*Given instruction*. Your task is to write out only the lines running from the line with "Give me the" to the line with "sans-serif', letterSpacing: '0.17px'", both ends kept, with no images.

Records with interface code
(begin)

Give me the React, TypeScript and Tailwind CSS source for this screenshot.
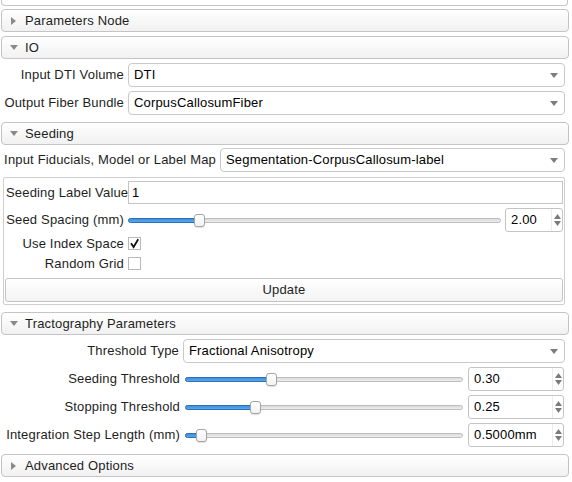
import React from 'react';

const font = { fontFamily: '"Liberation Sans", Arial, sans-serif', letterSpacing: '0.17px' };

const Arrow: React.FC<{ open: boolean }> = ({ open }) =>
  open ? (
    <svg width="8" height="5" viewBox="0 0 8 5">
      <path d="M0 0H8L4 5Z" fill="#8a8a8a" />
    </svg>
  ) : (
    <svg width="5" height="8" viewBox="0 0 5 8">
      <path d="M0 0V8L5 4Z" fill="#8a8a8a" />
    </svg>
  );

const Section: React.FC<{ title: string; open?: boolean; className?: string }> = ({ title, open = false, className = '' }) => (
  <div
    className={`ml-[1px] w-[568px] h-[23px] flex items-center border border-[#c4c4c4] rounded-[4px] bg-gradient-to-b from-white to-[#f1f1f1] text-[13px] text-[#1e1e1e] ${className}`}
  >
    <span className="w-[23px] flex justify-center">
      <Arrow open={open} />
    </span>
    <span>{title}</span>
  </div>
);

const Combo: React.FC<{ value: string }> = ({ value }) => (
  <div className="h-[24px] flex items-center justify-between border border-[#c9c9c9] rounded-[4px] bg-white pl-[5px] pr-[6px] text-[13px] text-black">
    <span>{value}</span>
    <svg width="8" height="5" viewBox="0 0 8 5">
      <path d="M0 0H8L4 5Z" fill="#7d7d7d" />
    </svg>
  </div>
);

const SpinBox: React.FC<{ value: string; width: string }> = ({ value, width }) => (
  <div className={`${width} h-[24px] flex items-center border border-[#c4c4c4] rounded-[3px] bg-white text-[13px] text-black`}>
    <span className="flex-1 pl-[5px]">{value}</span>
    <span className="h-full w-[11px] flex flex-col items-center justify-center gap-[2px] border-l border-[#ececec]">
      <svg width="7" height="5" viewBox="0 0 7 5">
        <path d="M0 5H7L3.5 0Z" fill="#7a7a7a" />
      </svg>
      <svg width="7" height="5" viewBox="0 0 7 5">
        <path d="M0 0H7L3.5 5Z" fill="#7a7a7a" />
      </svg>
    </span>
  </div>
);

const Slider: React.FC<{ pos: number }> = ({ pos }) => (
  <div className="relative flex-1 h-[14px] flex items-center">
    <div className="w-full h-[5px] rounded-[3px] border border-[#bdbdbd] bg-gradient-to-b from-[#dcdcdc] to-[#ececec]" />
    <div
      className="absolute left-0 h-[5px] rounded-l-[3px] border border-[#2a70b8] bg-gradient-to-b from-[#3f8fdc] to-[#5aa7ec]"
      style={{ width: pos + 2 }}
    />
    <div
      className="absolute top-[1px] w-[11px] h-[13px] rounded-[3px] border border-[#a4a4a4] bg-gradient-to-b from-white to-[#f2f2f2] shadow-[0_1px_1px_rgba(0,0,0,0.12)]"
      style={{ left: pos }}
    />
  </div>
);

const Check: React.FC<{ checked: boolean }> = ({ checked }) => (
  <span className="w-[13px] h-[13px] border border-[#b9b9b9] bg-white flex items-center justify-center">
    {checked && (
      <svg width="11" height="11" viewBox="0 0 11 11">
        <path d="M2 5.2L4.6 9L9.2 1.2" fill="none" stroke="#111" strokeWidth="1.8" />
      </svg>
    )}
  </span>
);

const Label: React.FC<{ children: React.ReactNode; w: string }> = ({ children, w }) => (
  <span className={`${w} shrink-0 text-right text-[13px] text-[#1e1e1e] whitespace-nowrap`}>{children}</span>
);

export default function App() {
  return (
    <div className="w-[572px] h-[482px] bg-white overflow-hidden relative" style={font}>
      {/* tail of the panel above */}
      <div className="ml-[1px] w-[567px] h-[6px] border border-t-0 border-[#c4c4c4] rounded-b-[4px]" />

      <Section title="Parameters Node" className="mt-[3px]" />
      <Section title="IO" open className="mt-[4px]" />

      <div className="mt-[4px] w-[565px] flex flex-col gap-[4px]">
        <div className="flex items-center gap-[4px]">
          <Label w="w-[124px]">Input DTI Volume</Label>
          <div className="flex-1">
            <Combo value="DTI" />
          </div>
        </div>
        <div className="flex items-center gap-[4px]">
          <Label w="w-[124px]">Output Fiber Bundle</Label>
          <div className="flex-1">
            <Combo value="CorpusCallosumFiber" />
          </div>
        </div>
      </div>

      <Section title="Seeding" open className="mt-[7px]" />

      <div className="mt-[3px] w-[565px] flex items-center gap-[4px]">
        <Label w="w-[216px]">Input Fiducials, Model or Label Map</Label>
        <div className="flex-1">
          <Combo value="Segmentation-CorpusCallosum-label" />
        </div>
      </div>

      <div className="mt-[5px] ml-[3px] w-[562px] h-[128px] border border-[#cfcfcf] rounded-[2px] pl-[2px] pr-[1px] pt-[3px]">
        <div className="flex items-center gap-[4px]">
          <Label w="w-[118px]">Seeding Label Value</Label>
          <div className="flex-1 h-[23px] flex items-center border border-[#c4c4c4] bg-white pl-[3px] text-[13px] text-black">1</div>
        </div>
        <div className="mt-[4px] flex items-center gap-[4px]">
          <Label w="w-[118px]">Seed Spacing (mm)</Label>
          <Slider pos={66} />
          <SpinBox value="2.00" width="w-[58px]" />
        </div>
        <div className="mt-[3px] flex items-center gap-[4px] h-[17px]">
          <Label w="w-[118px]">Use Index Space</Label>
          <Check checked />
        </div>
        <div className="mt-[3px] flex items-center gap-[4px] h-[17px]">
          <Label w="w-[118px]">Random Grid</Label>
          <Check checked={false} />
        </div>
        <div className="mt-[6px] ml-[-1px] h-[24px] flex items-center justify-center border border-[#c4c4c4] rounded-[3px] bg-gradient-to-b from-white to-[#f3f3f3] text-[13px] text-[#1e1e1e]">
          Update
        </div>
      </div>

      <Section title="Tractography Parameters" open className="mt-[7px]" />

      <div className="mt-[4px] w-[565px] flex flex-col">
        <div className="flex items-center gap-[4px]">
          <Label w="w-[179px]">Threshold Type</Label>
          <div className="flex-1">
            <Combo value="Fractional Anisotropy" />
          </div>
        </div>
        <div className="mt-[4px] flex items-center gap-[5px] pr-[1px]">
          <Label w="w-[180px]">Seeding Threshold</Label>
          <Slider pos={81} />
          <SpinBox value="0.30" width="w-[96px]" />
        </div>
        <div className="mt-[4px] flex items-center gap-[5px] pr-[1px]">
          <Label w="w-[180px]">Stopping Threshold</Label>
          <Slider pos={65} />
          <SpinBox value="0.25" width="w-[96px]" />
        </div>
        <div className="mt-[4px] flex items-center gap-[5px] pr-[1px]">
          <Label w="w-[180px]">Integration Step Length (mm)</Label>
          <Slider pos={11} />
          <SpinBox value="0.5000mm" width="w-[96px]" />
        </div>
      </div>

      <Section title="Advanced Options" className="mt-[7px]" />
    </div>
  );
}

(end)
(begin)

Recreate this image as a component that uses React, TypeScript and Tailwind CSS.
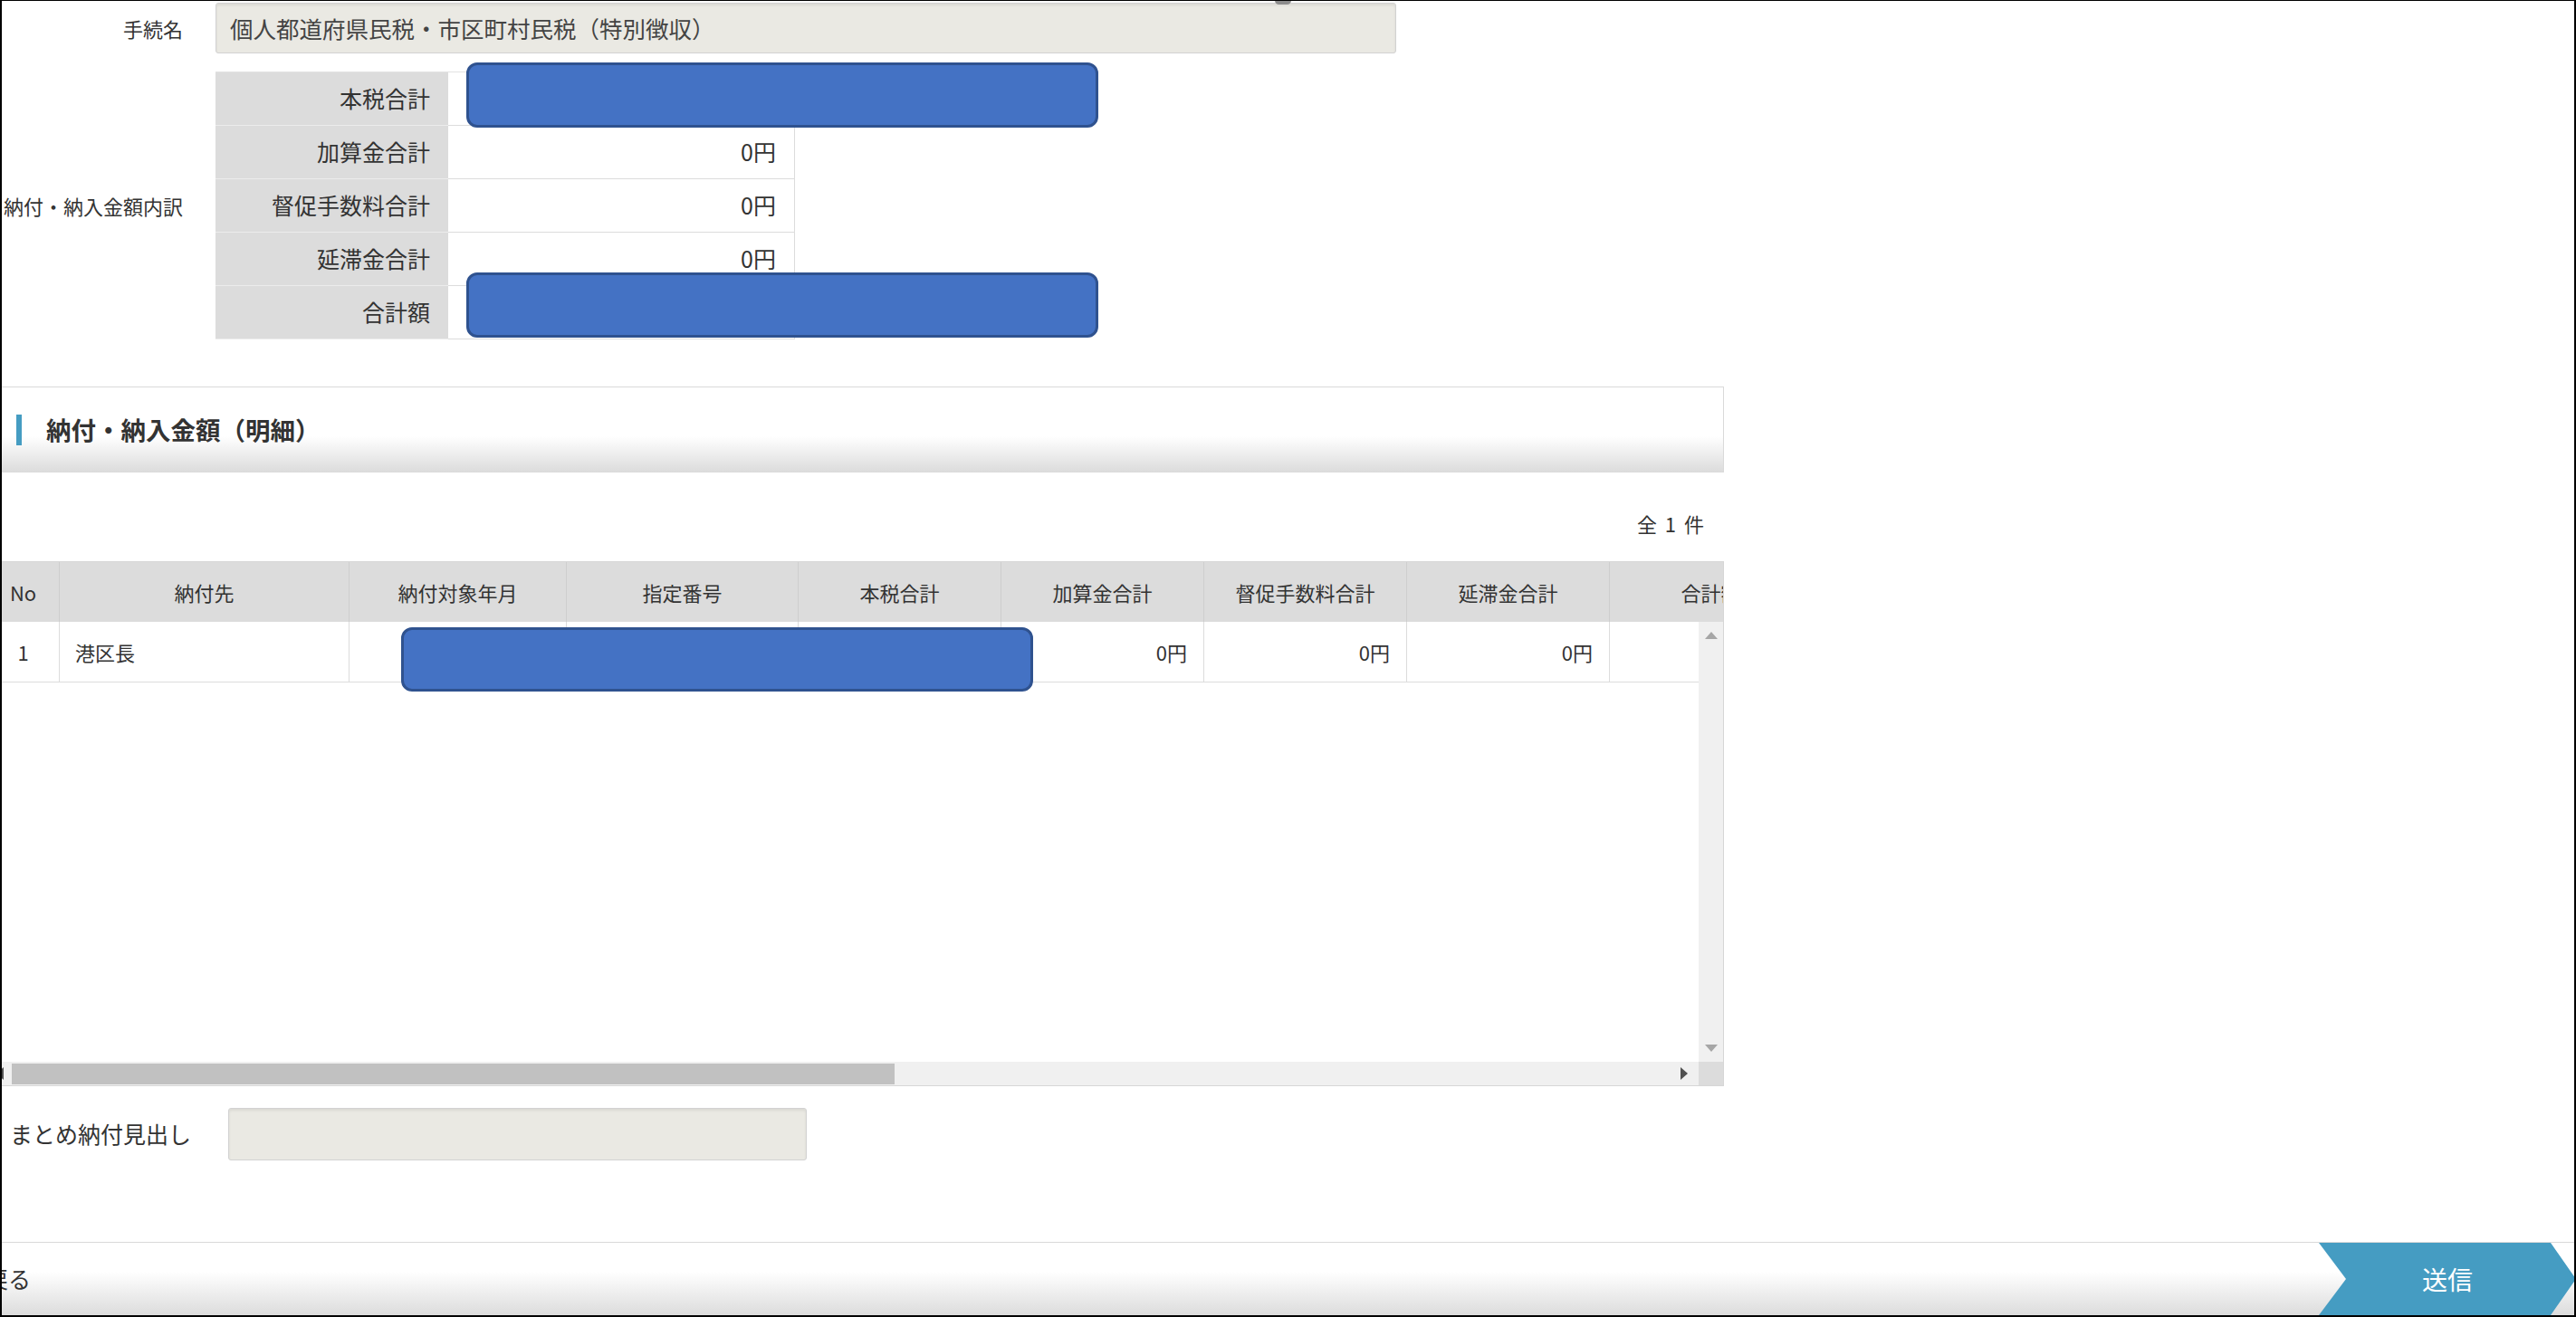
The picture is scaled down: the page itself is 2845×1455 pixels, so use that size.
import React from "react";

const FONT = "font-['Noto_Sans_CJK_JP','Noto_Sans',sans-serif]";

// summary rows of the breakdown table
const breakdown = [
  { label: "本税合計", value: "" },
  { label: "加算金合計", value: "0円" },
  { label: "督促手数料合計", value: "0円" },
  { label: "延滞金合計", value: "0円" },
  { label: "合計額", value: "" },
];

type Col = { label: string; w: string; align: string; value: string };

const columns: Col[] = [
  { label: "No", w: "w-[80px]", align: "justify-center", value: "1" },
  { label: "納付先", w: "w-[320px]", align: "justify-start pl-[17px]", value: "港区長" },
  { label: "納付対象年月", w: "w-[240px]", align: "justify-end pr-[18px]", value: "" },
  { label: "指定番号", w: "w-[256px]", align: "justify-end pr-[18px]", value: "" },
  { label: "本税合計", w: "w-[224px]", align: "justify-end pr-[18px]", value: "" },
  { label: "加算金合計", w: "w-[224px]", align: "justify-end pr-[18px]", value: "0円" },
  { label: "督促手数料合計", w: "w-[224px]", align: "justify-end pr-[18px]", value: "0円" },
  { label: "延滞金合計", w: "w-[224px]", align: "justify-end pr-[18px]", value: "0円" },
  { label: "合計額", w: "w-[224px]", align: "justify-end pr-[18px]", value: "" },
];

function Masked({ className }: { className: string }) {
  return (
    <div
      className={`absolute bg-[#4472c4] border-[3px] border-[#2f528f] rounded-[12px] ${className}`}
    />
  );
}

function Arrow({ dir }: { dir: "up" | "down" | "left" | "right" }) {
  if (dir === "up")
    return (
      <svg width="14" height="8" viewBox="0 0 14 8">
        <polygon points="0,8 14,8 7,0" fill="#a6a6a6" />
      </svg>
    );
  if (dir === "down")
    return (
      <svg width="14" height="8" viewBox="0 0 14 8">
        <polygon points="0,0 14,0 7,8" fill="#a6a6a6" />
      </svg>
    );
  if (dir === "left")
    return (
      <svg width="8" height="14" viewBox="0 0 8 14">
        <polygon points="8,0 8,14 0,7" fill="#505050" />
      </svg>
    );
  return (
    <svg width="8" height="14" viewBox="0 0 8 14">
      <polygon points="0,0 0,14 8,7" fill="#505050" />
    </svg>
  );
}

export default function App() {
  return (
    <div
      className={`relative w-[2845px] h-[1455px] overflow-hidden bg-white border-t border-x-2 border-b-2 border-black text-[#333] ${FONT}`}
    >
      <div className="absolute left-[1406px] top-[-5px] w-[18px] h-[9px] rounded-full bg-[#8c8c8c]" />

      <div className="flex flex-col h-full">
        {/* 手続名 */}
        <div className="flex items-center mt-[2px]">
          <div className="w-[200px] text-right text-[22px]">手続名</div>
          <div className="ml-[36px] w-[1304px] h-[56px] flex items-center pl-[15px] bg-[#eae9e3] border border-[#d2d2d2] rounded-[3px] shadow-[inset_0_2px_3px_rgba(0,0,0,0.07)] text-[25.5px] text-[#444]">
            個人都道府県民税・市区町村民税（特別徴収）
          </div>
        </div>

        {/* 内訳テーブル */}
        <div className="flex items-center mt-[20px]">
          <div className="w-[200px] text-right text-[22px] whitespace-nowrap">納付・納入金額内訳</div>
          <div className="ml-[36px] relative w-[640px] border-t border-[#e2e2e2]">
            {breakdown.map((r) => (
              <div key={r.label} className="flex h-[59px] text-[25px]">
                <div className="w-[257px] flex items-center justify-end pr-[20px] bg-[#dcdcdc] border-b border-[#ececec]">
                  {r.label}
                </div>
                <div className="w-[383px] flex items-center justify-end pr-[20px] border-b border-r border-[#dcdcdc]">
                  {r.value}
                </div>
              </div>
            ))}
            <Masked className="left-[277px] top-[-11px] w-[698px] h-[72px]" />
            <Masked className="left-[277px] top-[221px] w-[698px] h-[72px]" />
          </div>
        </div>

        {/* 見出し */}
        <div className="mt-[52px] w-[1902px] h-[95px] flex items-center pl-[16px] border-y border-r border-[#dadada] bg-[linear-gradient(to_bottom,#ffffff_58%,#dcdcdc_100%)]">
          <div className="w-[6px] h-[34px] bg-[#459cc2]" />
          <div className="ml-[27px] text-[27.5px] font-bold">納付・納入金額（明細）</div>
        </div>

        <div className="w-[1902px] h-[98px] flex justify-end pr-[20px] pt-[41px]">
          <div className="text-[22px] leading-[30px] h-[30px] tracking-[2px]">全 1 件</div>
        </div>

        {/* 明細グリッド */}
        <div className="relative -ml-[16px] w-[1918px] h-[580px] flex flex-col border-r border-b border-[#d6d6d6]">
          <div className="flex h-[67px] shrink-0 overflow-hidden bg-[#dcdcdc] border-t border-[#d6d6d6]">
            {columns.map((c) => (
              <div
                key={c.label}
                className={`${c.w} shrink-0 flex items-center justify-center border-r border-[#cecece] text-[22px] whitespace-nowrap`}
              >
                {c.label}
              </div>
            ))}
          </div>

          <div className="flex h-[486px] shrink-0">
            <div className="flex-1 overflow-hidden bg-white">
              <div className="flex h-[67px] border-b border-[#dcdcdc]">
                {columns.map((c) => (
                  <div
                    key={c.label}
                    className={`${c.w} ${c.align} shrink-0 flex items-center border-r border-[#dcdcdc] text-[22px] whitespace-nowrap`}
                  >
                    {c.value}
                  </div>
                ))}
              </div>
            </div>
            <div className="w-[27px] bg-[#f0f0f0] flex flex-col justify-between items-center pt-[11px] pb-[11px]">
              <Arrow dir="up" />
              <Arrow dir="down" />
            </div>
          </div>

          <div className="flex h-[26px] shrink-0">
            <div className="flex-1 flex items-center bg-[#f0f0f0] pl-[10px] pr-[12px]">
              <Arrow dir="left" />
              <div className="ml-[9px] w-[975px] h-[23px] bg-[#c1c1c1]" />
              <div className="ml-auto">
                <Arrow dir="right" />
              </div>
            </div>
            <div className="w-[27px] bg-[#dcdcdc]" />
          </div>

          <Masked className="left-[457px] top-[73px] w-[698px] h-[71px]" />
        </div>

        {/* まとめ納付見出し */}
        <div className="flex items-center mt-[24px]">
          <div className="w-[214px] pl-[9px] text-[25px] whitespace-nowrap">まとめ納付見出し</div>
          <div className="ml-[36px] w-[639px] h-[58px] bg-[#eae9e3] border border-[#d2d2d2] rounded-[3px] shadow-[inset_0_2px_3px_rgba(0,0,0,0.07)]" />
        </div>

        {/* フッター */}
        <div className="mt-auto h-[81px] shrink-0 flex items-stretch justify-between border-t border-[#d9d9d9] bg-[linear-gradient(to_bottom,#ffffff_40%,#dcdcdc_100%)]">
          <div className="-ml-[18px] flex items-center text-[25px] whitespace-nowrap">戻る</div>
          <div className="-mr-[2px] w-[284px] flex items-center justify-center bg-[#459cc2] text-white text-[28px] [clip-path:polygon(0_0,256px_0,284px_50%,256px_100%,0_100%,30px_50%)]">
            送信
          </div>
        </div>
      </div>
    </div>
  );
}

(end)
(begin)

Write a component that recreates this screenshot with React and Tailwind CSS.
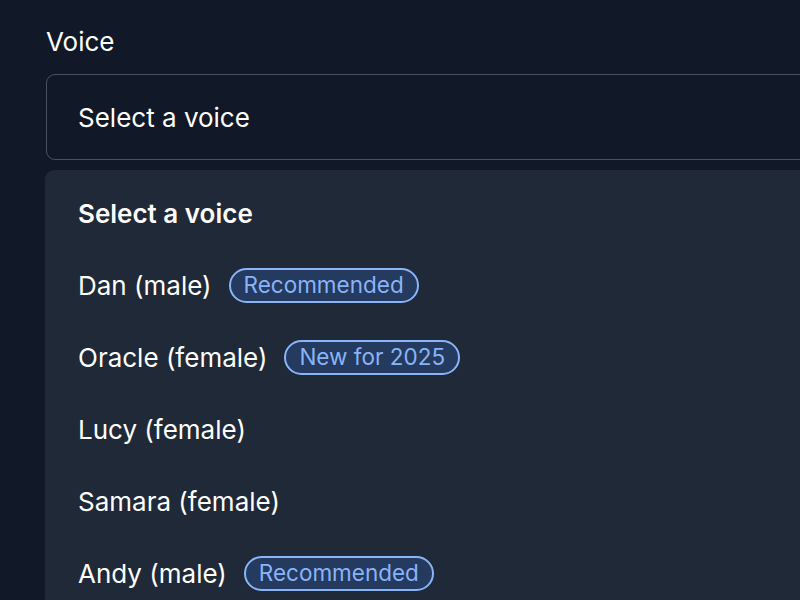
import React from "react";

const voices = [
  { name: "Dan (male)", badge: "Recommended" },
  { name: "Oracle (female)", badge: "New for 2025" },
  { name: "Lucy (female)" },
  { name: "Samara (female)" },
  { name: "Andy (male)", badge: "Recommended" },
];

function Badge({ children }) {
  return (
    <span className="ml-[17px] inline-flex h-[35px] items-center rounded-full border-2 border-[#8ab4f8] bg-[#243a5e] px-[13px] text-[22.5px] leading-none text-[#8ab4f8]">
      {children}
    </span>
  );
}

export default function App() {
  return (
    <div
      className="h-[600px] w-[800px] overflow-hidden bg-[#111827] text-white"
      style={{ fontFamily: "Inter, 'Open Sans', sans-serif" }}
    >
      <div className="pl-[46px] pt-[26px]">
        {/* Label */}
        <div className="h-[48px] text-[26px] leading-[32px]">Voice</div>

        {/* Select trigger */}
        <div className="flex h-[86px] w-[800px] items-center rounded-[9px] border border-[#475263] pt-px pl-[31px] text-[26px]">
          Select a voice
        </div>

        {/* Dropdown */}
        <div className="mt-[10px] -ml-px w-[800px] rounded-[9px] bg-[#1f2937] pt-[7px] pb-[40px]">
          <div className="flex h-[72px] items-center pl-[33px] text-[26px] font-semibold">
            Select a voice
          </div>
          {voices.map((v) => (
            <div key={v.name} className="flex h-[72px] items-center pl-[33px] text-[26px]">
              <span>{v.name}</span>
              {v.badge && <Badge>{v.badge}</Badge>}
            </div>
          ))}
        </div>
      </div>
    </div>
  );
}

(end)

*Result*.
Give me the React, TypeScript and Tailwind CSS source for this screenshot.
import React from 'react';

const font = { fontFamily: '"Liberation Sans", Arial, sans-serif', letterSpacing: '0.17px' };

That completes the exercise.